Dimitrios Serpanos has been working on computer architecture, focusing on embedded systems and cybersecurity for more than 30 years. He has conducted extensive research on architecture and design of network systems, security systems and multimedia systems and services. In his work, he gives special emphasis on building real systems and prototypes that are tested in the lab or in the field.
At Princeton University, he worked on scalable shared memory systems and built PRAM/PLAN, a prototype system for a hardware-inconsistent shared memory model, suitable for interconnecting a large number of heterogeneous processor systems equipped with high-performance network adapters over a switch-based network with high-speed serial (fiber) links. The system was operational and used for over a decade for research in the area of scalable shared memory systems.

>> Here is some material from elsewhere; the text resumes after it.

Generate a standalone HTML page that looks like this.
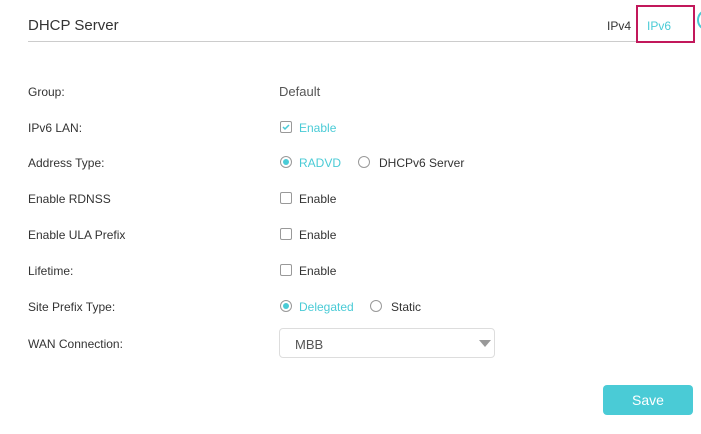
<!DOCTYPE html><html><head><style>
body{margin:0;width:701px;height:434px;background:#fff;font-family:"Liberation Sans",sans-serif;position:relative;overflow:hidden}
.a{position:absolute;white-space:nowrap}
.l{left:28px;font-size:12px;color:#333;line-height:14px}
.v{font-size:12px;line-height:14px}
.t{color:#4acbd6}
.cb{position:absolute;width:10px;height:10px;border:1px solid #999;border-radius:2px;background:#fff}
.rd{position:absolute;width:10px;height:10px;border:1px solid #999;border-radius:50%;background:#fff}
.rd.on::after{content:"";position:absolute;left:2px;top:2px;width:6px;height:6px;border-radius:50%;background:#4acbd6}
</style></head><body>
<div class="a" style="left:28px;top:17px;font-size:15px;color:#333">DHCP Server</div>
<div class="a" style="left:28px;top:41px;width:608px;height:1px;background:#ccc"></div>
<div class="a" style="left:607px;top:19px;font-size:12px;color:#333">IPv4</div>
<div class="a" style="left:637px;top:20px;width:1px;height:12px;background:#4acbd6"></div>
<div class="a" style="left:636px;top:5px;width:55px;height:34px;border:2px solid #c2185b"></div>
<div class="a t" style="left:647px;top:19px;font-size:12px">IPv6</div>
<div class="a" style="left:697px;top:10px;width:14px;height:16px;border:2px solid #4acbd6;border-radius:50%"></div>

<div class="a l" style="top:85px">Group:</div>
<div class="a v" style="left:279px;top:85px;color:#555;font-size:13px">Default</div>

<div class="a l" style="top:121px">IPv6 LAN:</div>
<div class="cb" style="left:280px;top:121px"><svg width="10" height="10" style="position:absolute;left:0;top:0"><path d="M2 5l2 2 4-4" stroke="#4acbd6" stroke-width="1.5" fill="none"/></svg></div>
<div class="a v t" style="left:299px;top:121px">Enable</div>

<div class="a l" style="top:156px">Address Type:</div>
<div class="rd on" style="left:280px;top:156px"></div>
<div class="a v t" style="left:299px;top:156px">RADVD</div>
<div class="rd" style="left:358px;top:156px"></div>
<div class="a v" style="left:379px;top:156px;color:#333">DHCPv6 Server</div>

<div class="a l" style="top:192px">Enable RDNSS</div>
<div class="cb" style="left:280px;top:192px"></div>
<div class="a v" style="left:299px;top:192px;color:#333">Enable</div>

<div class="a l" style="top:228px">Enable ULA Prefix</div>
<div class="cb" style="left:280px;top:228px"></div>
<div class="a v" style="left:299px;top:228px;color:#333">Enable</div>

<div class="a l" style="top:264px">Lifetime:</div>
<div class="cb" style="left:280px;top:264px"></div>
<div class="a v" style="left:299px;top:264px;color:#333">Enable</div>

<div class="a l" style="top:300px">Site Prefix Type:</div>
<div class="rd on" style="left:280px;top:300px"></div>
<div class="a v t" style="left:299px;top:300px">Delegated</div>
<div class="rd" style="left:370px;top:300px"></div>
<div class="a v" style="left:391px;top:300px;color:#333">Static</div>

<div class="a l" style="top:337px">WAN Connection:</div>
<div class="a" style="left:279px;top:328px;width:214px;height:28px;border:1px solid #ddd;border-radius:4px"></div>
<div class="a" style="left:295px;top:337px;font-size:13px;color:#555">MBB</div>
<div class="a" style="left:479px;top:340px;width:0;height:0;border-left:6px solid transparent;border-right:6px solid transparent;border-top:7px solid #999"></div>

<div class="a" style="left:603px;top:385px;width:90px;height:30px;background:#4acbd6;border-radius:4px;color:#fff;font-size:14px;text-align:center;line-height:30px">Save</div>
</body></html>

At IBM Research he led the development of the first field-tried network attachment for mainframes that attached to the mainframe backplane, deviating from the classical IBM channel-based I/O architecture. Additionally, he worked on intelligent adapter architectures, introducing the concept of the specialized protocol/network processor, on high-speed switches, introducing the 2DRR architecture, on high performance routers and bridges, introducing HPTB, on residential network systems, multimedia services and security services.
As a faculty member, collaborating with research centers, he has introduced innovative concepts and architectures for embedded and cyber-physical systems, focusing on safety, security and high performance for network and multimedia systems, industrial systems and network services. He focuses on specific application domains, including smart cities, energy, transport and surveillance.
In the area of network systems, he has introduced a number of innovative network systems architectures including the ATLAS switch, the FIRM and Mutual Priority switch schedulers, the Tripod protocol processor architecture, efficient memory managers and practical switch schedulers using randomization like RoLM.
In the area of hardware security, he has contributed to innovative side-channel attacks as well as defenses, e.g. for Fiat-Shamir systems, to the design of secure embedded processors and co-processors and to the architecture and design of Tiny ORAM.
In embedded and cyber-physical systems safety and security, he has been working on runtime security and safety monitors for application areas ranging from health to industrial processes and automotive systems. With a strong focus on false data injection (FDI) attacks, he has been working on FDI detection and mitigation of cyber-physical systems, mainly in the energy domain, as well as on methods for vulnerability analysis of cyber-physical systems to FDI attacks.
In network and application security, he has introduced trusted hardware-based solutions for IP protection (namely “Spy”, providing also the first proof for TPM need for secure application execution), secure network services, efficient implementations of IPSec, security analysis of network and application protocols, and secure delay-tolerant networks (DTN) with a focus on space Internet.
He has also worked on a number of hardware and software tools, including PDL, a C-based hardware description language that was used for teaching VLSI at Princeton University for several years, Video-on-Demand systems, access control systems, secure hardware and software systems, enterprise systems, etc. Most of these systems have been built, tested and evaluated.